I would mention two things. First, the second mpu.dmpGetQuaternion(&q, fifoBuffer); line is unnecessary since you have already run it once and populated the "q" quaternion object with data from the FIFO buffer. Running it twice shouldn't hurt anything, but it will take extra time, which is never a good thing.
Second, the delay(500) line is going to kill your performance. The DMP6 example sketch is only partially interrupt-driven; the "data available" interrupt flag (in the mpuInterrupt variable) will be set immediately by the interrupt handler code, but the data won't actually be read just until the loop() function restarts and you get to that part of the code again. In the default configuration, the DMP is spitting out 42 bytes of data at 100 Hz, and if you use delay(500) (which is a blocking call), then you will let 50 packets buffer in the FIFO. The FIFO is only 1024 bytes, and 50 x 42 = 2100 bytes, which means you will get an overflow basically every time with huge gaps in between each new position/movement output.

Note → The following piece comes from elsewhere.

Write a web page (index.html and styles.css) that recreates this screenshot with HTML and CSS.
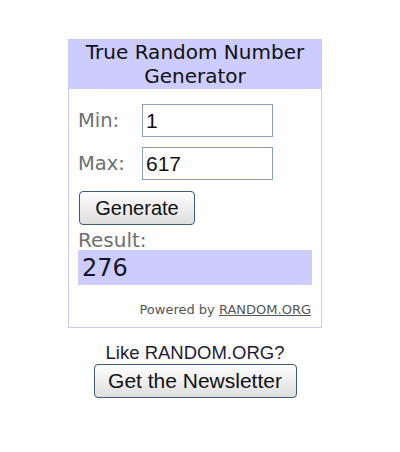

The delay should go away entirely, or be implemented somehow in a non-blocking way. Also, you can change the output rate of the DMP to something slower than 100Hz (sometimes hard to process on an Arduino especially at 8MHz) by modifying the last byte on line 261 of MPU6050_6Axis_MotionApps20.h. The default value is 0x01, but setting it to 0x07 will give you a 25Hz rate.
Thank you for explaining some things and providing me with some great advice, but I have some questions about the next issue that I am running into. As Erdin and I discussed, there was an unclear location of where I could place additional code to transmit the GY's recordings. I tried placing the transmission commands in the location that was commented, but also where Erdin suggested. No matter what I tried there was either an error stating that the commands needed to be character strings or the phone app that I am developing did not recognize what was being transmitted. I know that the phone app and the Bluetooth transmitter work because I have tested it with a test program.
With the suggestion of slowing down the DMP frequency to 25Hz, would this allow the data to be transmittable to the phone? If not, what would you suggest that would allow me to transmit the information?